Mark is working on Agones, which is a platform for gaming servers that runs on Kubernetes. I find gaming infrastructure really interesting, and the project sounds rad.
If you attend conferences, the hallway track is often the best part :) Don’t be afraid to skip a talk and hang out with awesome people.
The evening event was a block party across the street from the convention center. They had blocked off several blocks of what’s called the Gaslamp Quarter, which was a fun idea. Unfortunately it was raining pretty hard as we were trying to walk over the event. People were ducking under awnings for shelter and stepping in puddles. My feet were pretty soaked. But we made it and I got some food, and I had a chance to catch up with lots of friends. All of the restaurants in the area were open and you could just walk in and eat buffet style, which was a very fun idea.
After day 2 I was wet and tired so there wasn’t any Pokémon catching going on when I got back to the hotel. As tired as I was, my brain just didn’t want to shut off after two days of great talks and conversations :)
The day 3 keynotes were probably my favorites of the conference. Bryan Liles of VMWare, one of the conference co-chairs, talked about finding the Rails moment for Kubernetes. Bryan’s talk was about user experience and how the community can make it easier for people to use Kubernetes. I really appreciated his focus on users. It’s easy to get bogged down in technical details and lose sight of the people who will be using the software.
Next up was one of my favorite talks of the conference, Ian Coldwater from Heroku talking about security and the mindset of attackers (view video). Ian talked about how we should view attackers as users of the system, which I thought was a very interesting way to look at it.
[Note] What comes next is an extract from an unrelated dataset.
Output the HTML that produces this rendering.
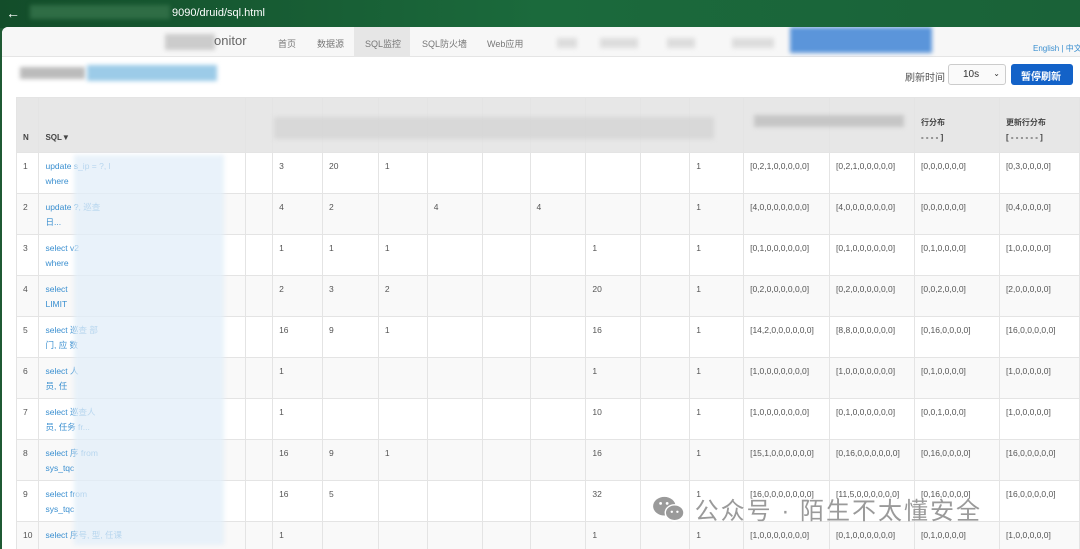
<!DOCTYPE html>
<html><head><meta charset="utf-8"><style>
*{margin:0;padding:0;box-sizing:border-box}
body{width:1080px;height:549px;overflow:hidden;background:#1f5a34;font-family:"Liberation Sans","Noto Sans CJK SC",sans-serif;position:relative}
.top{position:absolute;left:0;top:0;width:1080px;height:28px;background:linear-gradient(90deg,#134d2a,#1b6a3c 50%,#1a6238);color:#fff;font-size:11px}
.page{position:absolute;left:2px;top:27px;width:1078px;height:522px;background:#fff;border-radius:6px 0 0 0;overflow:hidden}
.nav{position:absolute;left:0;top:0;width:1078px;height:30px;background:#f7f7f7;border-bottom:1px solid #e5e5e5;font-size:9px;color:#777}
.nav span{position:absolute;top:10px;white-space:nowrap}
.blur{position:absolute;filter:blur(2px)}
table{position:absolute;left:14px;top:70px;border-collapse:collapse;table-layout:fixed;font-size:8.5px;color:#555}
td,th{border:1px solid #e4e4e4;vertical-align:top;padding:6px 6px 0;height:41px;line-height:15px;text-align:left;white-space:nowrap;overflow:hidden}
th{background:#e7e7e7;height:55px;vertical-align:bottom;font-size:8px;color:#444;padding-bottom:7px}
tr:nth-child(odd) td{background:#f9f9f9}
td.s{color:#3a8fd0}
.wm{position:absolute;left:650px;top:464px;font-size:24px;color:#9a9a9a;letter-spacing:2px;white-space:nowrap}
</style></head><body>
<div class="top"><span style="position:absolute;left:6px;top:5px;font-size:14px">←</span>
<div class="blur" style="left:30px;top:5px;width:140px;height:14px;background:#2f6d45"></div>
<span style="position:absolute;left:172px;top:7px">9090/druid/sql.html</span></div>
<div class="page">
<div class="nav">
<div class="blur" style="left:163px;top:7px;width:50px;height:16px;background:#ccc"></div>
<span style="left:212px;top:6px;font-size:13px;color:#666">onitor</span>
<span style="left:276px">首页</span><span style="left:315px">数据源</span>
<div style="position:absolute;left:352px;top:0;width:56px;height:30px;background:#e6e6e6"></div>
<span style="left:363px">SQL监控</span><span style="left:420px">SQL防火墙</span><span style="left:485px">Web应用</span>
<div class="blur" style="left:555px;top:11px;width:20px;height:10px;background:#ddd"></div>
<div class="blur" style="left:598px;top:11px;width:38px;height:10px;background:#ddd"></div>
<div class="blur" style="left:665px;top:11px;width:28px;height:10px;background:#ddd"></div>
<div class="blur" style="left:730px;top:11px;width:42px;height:10px;background:#ddd"></div>
<div class="blur" style="left:788px;top:0px;width:142px;height:26px;background:#5b95da"></div>
<span style="left:1031px;top:16px;color:#3a8fd0;font-size:8px">English | 中文</span>
</div>
<div class="blur" style="left:18px;top:40px;width:65px;height:12px;background:#bbb"></div>
<div class="blur" style="left:85px;top:38px;width:130px;height:16px;background:#9ccbe8"></div>
<span style="position:absolute;left:903px;top:42px;font-size:10px;color:#555">刷新时间</span>
<div style="position:absolute;left:946px;top:37px;width:58px;height:21px;border:1px solid #ccc;border-radius:3px;background:#fafafa;font-size:10px;padding:4px 0 0 14px;color:#333">10s<span style="position:absolute;right:5px;top:4px;font-size:8px">⌄</span></div>
<div style="position:absolute;left:1009px;top:37px;width:62px;height:21px;background:#1362c8;border-radius:3px;color:#fff;font-size:10px;font-weight:bold;padding:4px 0 0 10px">暂停刷新</div>
<table>
<colgroup><col style="width:22px"><col style="width:207px"><col style="width:27px"><col style="width:50px"><col style="width:56px"><col style="width:49px"><col style="width:55px"><col style="width:48px"><col style="width:56px"><col style="width:55px"><col style="width:49px"><col style="width:54px"><col style="width:86px"><col style="width:85px"><col style="width:85px"><col style="width:80px"></colgroup>
<tr><th>N</th><th>SQL▼</th><th></th><th></th><th></th><th></th><th></th><th></th><th></th><th></th><th></th><th></th><th></th><th></th><th>行分布<br>- - - - ]</th><th>更新行分布<br>[ - - - - - - ]</th></tr>
<tr><td>1</td><td class="s">update s_ip = ?, l<br>where</td><td></td><td>3</td><td>20</td><td>1</td><td></td><td></td><td></td><td></td><td></td><td>1</td><td>[0,2,1,0,0,0,0,0]</td><td>[0,2,1,0,0,0,0,0]</td><td>[0,0,0,0,0,0]</td><td>[0,3,0,0,0,0]</td></tr>
<tr><td>2</td><td class="s">update ?, 巡查<br>日...</td><td></td><td>4</td><td>2</td><td></td><td>4</td><td></td><td>4</td><td></td><td></td><td>1</td><td>[4,0,0,0,0,0,0,0]</td><td>[4,0,0,0,0,0,0,0]</td><td>[0,0,0,0,0,0]</td><td>[0,4,0,0,0,0]</td></tr>
<tr><td>3</td><td class="s">select v2<br>where</td><td></td><td>1</td><td>1</td><td>1</td><td></td><td></td><td></td><td>1</td><td></td><td>1</td><td>[0,1,0,0,0,0,0,0]</td><td>[0,1,0,0,0,0,0,0]</td><td>[0,1,0,0,0,0]</td><td>[1,0,0,0,0,0]</td></tr>
<tr><td>4</td><td class="s">select<br>LIMIT</td><td></td><td>2</td><td>3</td><td>2</td><td></td><td></td><td></td><td>20</td><td></td><td>1</td><td>[0,2,0,0,0,0,0,0]</td><td>[0,2,0,0,0,0,0,0]</td><td>[0,0,2,0,0,0]</td><td>[2,0,0,0,0,0]</td></tr>
<tr><td>5</td><td class="s">select 巡查 部<br>门, 应 数</td><td></td><td>16</td><td>9</td><td>1</td><td></td><td></td><td></td><td>16</td><td></td><td>1</td><td>[14,2,0,0,0,0,0,0]</td><td>[8,8,0,0,0,0,0,0]</td><td>[0,16,0,0,0,0]</td><td>[16,0,0,0,0,0]</td></tr>
<tr><td>6</td><td class="s">select 人<br>员, 任</td><td></td><td>1</td><td></td><td></td><td></td><td></td><td></td><td>1</td><td></td><td>1</td><td>[1,0,0,0,0,0,0,0]</td><td>[1,0,0,0,0,0,0,0]</td><td>[0,1,0,0,0,0]</td><td>[1,0,0,0,0,0]</td></tr>
<tr><td>7</td><td class="s">select 巡查人<br>员, 任务 fr...</td><td></td><td>1</td><td></td><td></td><td></td><td></td><td></td><td>10</td><td></td><td>1</td><td>[1,0,0,0,0,0,0,0]</td><td>[0,1,0,0,0,0,0,0]</td><td>[0,0,1,0,0,0]</td><td>[1,0,0,0,0,0]</td></tr>
<tr><td>8</td><td class="s">select 序 from<br>sys_tqc</td><td></td><td>16</td><td>9</td><td>1</td><td></td><td></td><td></td><td>16</td><td></td><td>1</td><td>[15,1,0,0,0,0,0,0]</td><td>[0,16,0,0,0,0,0,0]</td><td>[0,16,0,0,0,0]</td><td>[16,0,0,0,0,0]</td></tr>
<tr><td>9</td><td class="s">select from<br>sys_tqc</td><td></td><td>16</td><td>5</td><td></td><td></td><td></td><td></td><td>32</td><td></td><td>1</td><td>[16,0,0,0,0,0,0,0]</td><td>[11,5,0,0,0,0,0,0]</td><td>[0,16,0,0,0,0]</td><td>[16,0,0,0,0,0]</td></tr>
<tr><td>10</td><td class="s">select 序号, 型, 任课<br>...</td><td></td><td>1</td><td></td><td></td><td></td><td></td><td></td><td>1</td><td></td><td>1</td><td>[1,0,0,0,0,0,0,0]</td><td>[0,1,0,0,0,0,0,0]</td><td>[0,1,0,0,0,0]</td><td>[1,0,0,0,0,0]</td></tr>
</table>
<div class="blur" style="left:72px;top:128px;width:150px;height:390px;background:rgba(225,238,248,.75)"></div>
<div class="blur" style="left:272px;top:90px;width:440px;height:22px;background:rgba(210,210,210,.7)"></div>
<div class="blur" style="left:752px;top:88px;width:150px;height:12px;background:rgba(190,190,190,.8)"></div>
<div class="wm">
<svg width="34" height="28" viewBox="0 0 36 30" style="vertical-align:-4px"><ellipse cx="13" cy="12" rx="12" ry="10" fill="#9a9a9a"/><ellipse cx="24" cy="19" rx="10" ry="8.5" fill="#9a9a9a" stroke="#fff" stroke-width="1.5"/><circle cx="9" cy="9" r="1.5" fill="#fff"/><circle cx="16" cy="9" r="1.5" fill="#fff"/><circle cx="21" cy="18" r="1.3" fill="#fff"/><circle cx="27" cy="18" r="1.3" fill="#fff"/></svg>
公众号 · 陌生不太懂安全</div>
</div>
</body></html>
Features you add for ease of use, like listing all permissions in a namespace or the very cool Ephemeral Containers feature I mentioned earlier, are also things an attacker can take advantage of.
How do attackers think? Builders and breakers look at the system differently. You can list all permissions in a namespace which saves time when trying to attack a cluster. @IanColdwater #KubeCon pic.twitter.com/DOr5iWwxMS— Rich Burroughs (@richburroughs) November 21, 2019
Ian also mentioned the brilliant idea of using Untitled Goose Game as a way to learn to think like attackers. I picked up the game after the conference and it’s a lot of laughs. Also big bonus points to Ian for using lots of images of black women in her slides. I saw several people on Twitter mention that it impacted them.
I was super excited to see Ana Medina from Gremlin and Lenny Sharpe from Target talking about how to bring the joy to Chaos Engineering (view video). I sit on a Developer Advocacy team with Ana and we’ve worked together a lot over the past year. I was so excited to see her on the keynote stage. I’ve also met Lenny a few times and have always really enjoyed talking to him. And this is the only talk I saw on the schedule that was about Chaos Engineering, which made me want to see it even more.
Lenny talked a lot about the work they’ve done at Target to market their Chaos Engineering program to service owners. Evangelizing the adoption of a new tool can be hard, and I love that they thought about marketing. They even came up with a logo for their resiliency platform.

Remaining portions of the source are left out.